As of late June 2024, the Alliance is expected to be dissolved, following declarations from the new USR president, Elena Lasconi, who replaced former leader Drulă, who quit following weak results in both the local and European Parliament elections.

== Priorities and principles ==
Here are the 12 priorities of the United Right "to complete European integration and modernization of Romania":

1. Get Romania truly in Schengen
2. A European life for Romanians (economic stability through the transition to the Euro, prosperity through industrialisation, trade and innovation)
3. State reform and anti-corruption (defend the Union against illiberal slippages right at home)
4. Democracy, fundamental rights and rule of law
5. Health & education for Romanians at European standards
6. EU funds for Romania's modernisation (spent more efficiently and with greater impact)
7. Agriculture and rural middle class (bring funding for family farms to European level)
8. Union with Moldova in the European Union
9. Romania's contribution to EU reform
10. Defend the rights of Romanian workers in Europe to decent income and pensions
11. A prosperous Europe with a clean environment
12. European armies, better integrated into NATO and better prepared (respond together to challenges. We support Ukraine, we defend ourselves)

== Composition ==
The table below lists the parties in the alliance. The alliance currently holds a total of 23 seats in the 163 seat Senate of Romania, 57 seats in the 330 seat Chamber of Deputies, and 10 seats out of the 33 Romanian seats of the European Parliament.

=== Parliament of Romania ===
The vote percentage comes from the parties which contested the 2020 Romanian parliamentary election.

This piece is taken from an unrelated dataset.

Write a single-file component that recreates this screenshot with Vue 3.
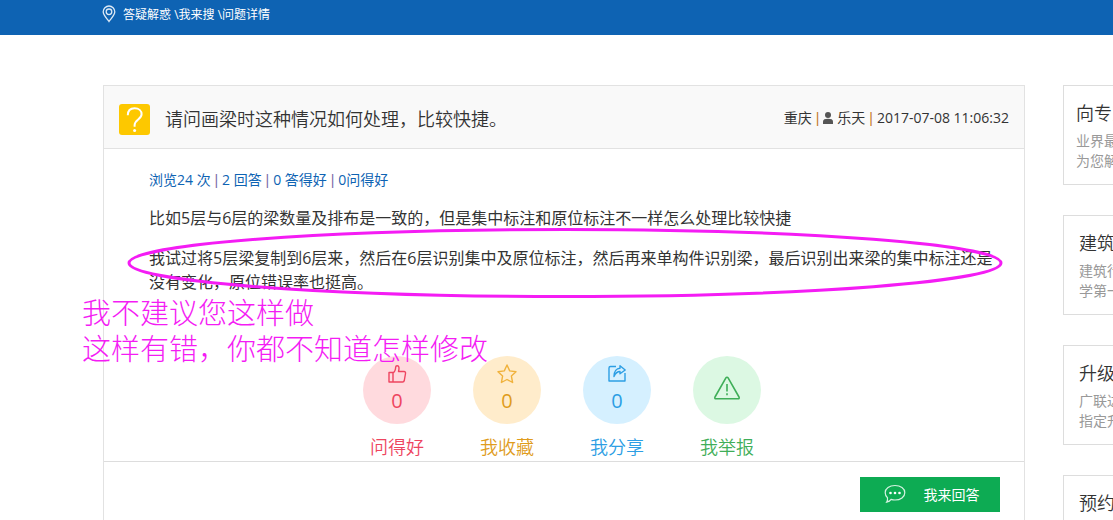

|  | Abbr. | Name | Main ideology | Political position | Leader | Senate | Chamber of Deputies | Vote % in the 2020 election |
|---|---|---|---|---|---|---|---|---|
|  | USR | Save Romania Union Uniunea Salvați România | Liberalism | Centre to centre-right | Dominic Fritz | 20 / 136 | 41 / 330 | 15.86% |
|  | FD | Force of the Right Forța Dreptei | Liberal conservatism | Centre-right to right-wing | Ludovic Orban | 3 / 136 | 16 / 330 | N/A |
|  | PMP | People's Movement Party Partidul Mișcarea Populară | National conservatism | Centre-right to right-wing | Eugen Tomac | 0 / 136 | 0 / 330 | 4.93% |

=== European Parliament ===
The vote percentage comes from the parties which contested the 2019 European Parliament election in Romania.

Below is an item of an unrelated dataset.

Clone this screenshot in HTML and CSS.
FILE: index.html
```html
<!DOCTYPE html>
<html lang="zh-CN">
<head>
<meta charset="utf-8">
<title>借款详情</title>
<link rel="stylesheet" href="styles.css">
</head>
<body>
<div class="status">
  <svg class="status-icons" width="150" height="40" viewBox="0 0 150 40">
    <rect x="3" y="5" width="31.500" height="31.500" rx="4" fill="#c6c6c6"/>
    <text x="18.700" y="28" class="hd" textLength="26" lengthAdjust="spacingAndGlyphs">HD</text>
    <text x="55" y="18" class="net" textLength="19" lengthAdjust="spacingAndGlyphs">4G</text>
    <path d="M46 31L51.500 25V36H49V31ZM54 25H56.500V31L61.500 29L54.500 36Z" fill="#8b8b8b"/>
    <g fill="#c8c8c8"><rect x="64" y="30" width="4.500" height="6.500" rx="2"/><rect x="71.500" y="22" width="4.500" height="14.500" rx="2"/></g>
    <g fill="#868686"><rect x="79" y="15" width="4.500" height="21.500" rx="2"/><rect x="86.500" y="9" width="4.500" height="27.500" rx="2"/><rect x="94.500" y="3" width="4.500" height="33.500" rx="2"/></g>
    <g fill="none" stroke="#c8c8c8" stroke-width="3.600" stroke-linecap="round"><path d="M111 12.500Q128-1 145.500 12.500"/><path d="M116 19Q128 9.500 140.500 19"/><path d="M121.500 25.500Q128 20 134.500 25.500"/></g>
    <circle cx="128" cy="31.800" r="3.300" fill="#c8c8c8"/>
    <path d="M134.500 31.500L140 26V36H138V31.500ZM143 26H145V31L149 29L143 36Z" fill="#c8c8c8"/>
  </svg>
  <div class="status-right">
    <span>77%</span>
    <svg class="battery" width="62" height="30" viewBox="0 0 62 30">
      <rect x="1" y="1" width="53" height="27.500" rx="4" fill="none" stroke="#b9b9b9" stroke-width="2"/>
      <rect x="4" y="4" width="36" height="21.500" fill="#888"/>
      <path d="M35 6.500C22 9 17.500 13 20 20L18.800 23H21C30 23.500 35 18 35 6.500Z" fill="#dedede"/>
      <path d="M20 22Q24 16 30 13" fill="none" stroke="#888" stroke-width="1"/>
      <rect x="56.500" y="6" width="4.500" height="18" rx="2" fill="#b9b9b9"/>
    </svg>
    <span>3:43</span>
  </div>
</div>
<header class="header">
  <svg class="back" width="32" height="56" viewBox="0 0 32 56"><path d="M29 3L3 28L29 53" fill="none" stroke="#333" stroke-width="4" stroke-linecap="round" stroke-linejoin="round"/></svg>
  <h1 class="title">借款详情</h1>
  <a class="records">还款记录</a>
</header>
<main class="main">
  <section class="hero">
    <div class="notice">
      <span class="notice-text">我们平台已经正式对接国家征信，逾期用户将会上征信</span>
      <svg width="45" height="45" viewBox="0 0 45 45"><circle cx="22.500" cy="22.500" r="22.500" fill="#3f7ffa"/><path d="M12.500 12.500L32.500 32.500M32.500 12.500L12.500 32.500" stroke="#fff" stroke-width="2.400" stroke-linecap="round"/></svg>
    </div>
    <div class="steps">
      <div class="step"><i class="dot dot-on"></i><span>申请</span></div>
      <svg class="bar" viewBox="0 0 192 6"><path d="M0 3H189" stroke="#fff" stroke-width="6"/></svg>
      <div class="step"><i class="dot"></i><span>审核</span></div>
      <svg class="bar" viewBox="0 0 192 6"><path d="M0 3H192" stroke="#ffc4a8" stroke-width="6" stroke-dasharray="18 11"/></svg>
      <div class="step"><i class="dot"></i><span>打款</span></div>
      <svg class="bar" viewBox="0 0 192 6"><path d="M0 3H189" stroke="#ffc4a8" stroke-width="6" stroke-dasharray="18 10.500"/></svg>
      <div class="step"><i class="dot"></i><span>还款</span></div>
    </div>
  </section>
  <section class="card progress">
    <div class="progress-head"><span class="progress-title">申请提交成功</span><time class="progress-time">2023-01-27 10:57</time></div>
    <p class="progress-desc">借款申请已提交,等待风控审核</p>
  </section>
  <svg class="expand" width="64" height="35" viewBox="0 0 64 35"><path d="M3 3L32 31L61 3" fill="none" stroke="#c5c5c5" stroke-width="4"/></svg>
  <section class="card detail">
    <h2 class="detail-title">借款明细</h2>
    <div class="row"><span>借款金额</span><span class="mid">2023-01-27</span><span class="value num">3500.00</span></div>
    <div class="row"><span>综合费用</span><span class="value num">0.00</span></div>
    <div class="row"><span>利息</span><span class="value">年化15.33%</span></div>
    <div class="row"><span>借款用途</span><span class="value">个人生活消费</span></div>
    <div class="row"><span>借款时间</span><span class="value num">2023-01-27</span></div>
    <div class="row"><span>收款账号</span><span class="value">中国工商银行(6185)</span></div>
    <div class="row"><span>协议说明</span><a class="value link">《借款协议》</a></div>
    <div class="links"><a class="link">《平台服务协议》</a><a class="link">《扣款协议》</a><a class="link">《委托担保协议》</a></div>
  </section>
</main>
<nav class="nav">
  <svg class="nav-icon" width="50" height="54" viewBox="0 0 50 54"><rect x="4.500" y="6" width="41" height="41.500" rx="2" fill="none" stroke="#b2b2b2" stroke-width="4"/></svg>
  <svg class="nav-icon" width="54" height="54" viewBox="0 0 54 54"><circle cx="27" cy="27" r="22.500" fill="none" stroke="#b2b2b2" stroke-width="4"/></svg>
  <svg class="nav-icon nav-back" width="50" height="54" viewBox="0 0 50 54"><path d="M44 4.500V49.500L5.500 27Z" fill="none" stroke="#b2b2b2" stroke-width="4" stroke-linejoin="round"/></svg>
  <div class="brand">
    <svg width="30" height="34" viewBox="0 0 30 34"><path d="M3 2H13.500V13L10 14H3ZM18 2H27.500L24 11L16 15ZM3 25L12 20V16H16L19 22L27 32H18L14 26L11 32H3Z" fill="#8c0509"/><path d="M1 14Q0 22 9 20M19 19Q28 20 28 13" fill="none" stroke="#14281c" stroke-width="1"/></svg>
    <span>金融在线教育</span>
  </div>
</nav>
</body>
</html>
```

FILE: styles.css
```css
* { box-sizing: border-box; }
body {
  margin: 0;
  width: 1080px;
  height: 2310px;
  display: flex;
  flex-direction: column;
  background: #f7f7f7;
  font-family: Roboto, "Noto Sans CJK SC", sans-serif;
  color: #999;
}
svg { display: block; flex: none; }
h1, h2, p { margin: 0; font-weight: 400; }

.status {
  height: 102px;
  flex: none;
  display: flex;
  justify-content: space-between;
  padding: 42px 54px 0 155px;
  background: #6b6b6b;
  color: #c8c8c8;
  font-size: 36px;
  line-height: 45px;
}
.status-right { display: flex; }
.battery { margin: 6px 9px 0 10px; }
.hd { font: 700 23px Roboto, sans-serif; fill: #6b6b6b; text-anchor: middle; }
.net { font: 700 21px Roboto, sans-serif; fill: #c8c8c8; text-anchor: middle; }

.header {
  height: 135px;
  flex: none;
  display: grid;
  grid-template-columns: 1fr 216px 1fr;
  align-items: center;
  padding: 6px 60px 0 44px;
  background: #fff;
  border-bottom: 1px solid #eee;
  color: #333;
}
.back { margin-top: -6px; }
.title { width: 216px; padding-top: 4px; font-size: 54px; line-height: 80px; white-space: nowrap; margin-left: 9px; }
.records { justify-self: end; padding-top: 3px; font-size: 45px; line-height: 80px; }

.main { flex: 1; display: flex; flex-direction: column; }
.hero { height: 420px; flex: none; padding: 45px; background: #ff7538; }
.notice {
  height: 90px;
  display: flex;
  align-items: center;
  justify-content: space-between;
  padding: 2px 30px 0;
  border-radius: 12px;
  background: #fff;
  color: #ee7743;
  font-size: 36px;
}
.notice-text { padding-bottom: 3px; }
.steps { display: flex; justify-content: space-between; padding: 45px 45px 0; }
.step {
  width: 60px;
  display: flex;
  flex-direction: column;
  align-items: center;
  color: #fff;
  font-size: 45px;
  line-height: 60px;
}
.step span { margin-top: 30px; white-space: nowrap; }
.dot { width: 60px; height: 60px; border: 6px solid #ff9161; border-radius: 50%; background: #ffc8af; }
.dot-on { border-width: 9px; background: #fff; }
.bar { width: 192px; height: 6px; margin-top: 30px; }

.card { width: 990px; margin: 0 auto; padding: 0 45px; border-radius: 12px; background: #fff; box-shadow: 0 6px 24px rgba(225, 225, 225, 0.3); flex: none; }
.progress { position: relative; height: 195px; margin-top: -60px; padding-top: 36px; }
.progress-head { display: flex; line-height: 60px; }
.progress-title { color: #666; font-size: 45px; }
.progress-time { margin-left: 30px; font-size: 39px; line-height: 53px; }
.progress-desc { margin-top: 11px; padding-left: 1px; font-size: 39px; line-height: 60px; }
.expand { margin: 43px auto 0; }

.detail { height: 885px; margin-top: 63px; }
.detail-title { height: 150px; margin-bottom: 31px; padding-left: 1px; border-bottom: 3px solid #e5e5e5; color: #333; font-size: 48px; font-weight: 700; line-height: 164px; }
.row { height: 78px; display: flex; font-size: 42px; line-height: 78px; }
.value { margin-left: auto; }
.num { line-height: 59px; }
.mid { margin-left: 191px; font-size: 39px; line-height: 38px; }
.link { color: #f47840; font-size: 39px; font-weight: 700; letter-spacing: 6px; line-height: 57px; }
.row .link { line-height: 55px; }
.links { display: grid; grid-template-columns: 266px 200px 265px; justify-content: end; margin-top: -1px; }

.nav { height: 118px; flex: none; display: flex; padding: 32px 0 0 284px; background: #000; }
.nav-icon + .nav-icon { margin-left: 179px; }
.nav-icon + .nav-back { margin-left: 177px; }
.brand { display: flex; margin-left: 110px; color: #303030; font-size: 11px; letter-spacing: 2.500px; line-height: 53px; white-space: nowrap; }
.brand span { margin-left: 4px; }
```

|  | Abbr. | Name | Main ideology | Political position | Leader | Seats | EP party | EP group | Vote % in the 2019 election |
|---|---|---|---|---|---|---|---|---|---|
|  | USR | Save Romania Union Uniunea Salvați România | Liberalism | Centre to centre-right | Dominic Fritz | 1 / 33 | ALDE | Renew | 22.36% |
|  | FD | Force of the Right Forța Dreptei | Liberal conservatism | Centre-right to right-wing | Ludovic Orban | 0 / 33 | EPP (intention) | EPP (intention) | N/A |
|  | PMP | People's Movement Party Partidul Mișcarea Populară | National conservatism | Centre-right to right-wing | Eugen Tomac | 2 / 33 | EPP | EPP | 5.76% |

== Candidates for the 2024 European Parliament election ==

=== The Alliance's candidates for the 2024 European Parliament election ===
1. Dan Barna
2. Vlad Voiculescu
3. Eugen Tomac
4. Vlad Botoș
5. Cristina Prună
6. Violeta Alexandru
7. Radu Mihail
8. Corina Atanasiu
9. Adriana Cristian
10. George Gima
11. Teodora Stoian
12. Ramona Goga
13. Alina Gîrbea
14. Geta Daniela Drăghici
15. Alina Totti
16. Nicolae Mihai Șvab
17. Emilia Mateescu
18. Ion Belu
19. Gabriela Ferguson
20. Lucia Hang
21. Dan Adrian Pop
22. Lucian Judele
23. Raluca Bercea
24. Ciprian Alexandru
25. Andrei Chirica
26. Răzvan Socolov
27. Adrian Giurgiu
28. Sergiu Grui
29. Daniela Șarpe
30. Aurel Fierăscu
31. Alina Bălășcău
32. Alex Cozma
33. Silviu Andrei
34. Maria Udrescu
35. Mihai Zvîncă
36. Laurențiu Gheorghe
37. Liana Ursa
38. Florin Drăgulin
39. Ion-Marian Lazăr
40. Robert Voicu
41. Alexandru German
42. Irena Pleșoiu
43. Eusebiu Iftode
44. Ioan Bledea

==Electoral history==
===European elections===

| Election | Votes | % | MEPs | Position | EU Party | EP Group |
|---|---|---|---|---|---|---|
| 2024 | 778,901 | 8.71 | 3 / 33 | 3rd ^{1} | ALDE/EPP | RE/EPP Group |

Note:
^{1} United Right Alliance members: USR (2 MEPs), PMP (1 MEP) and FD (no mandates).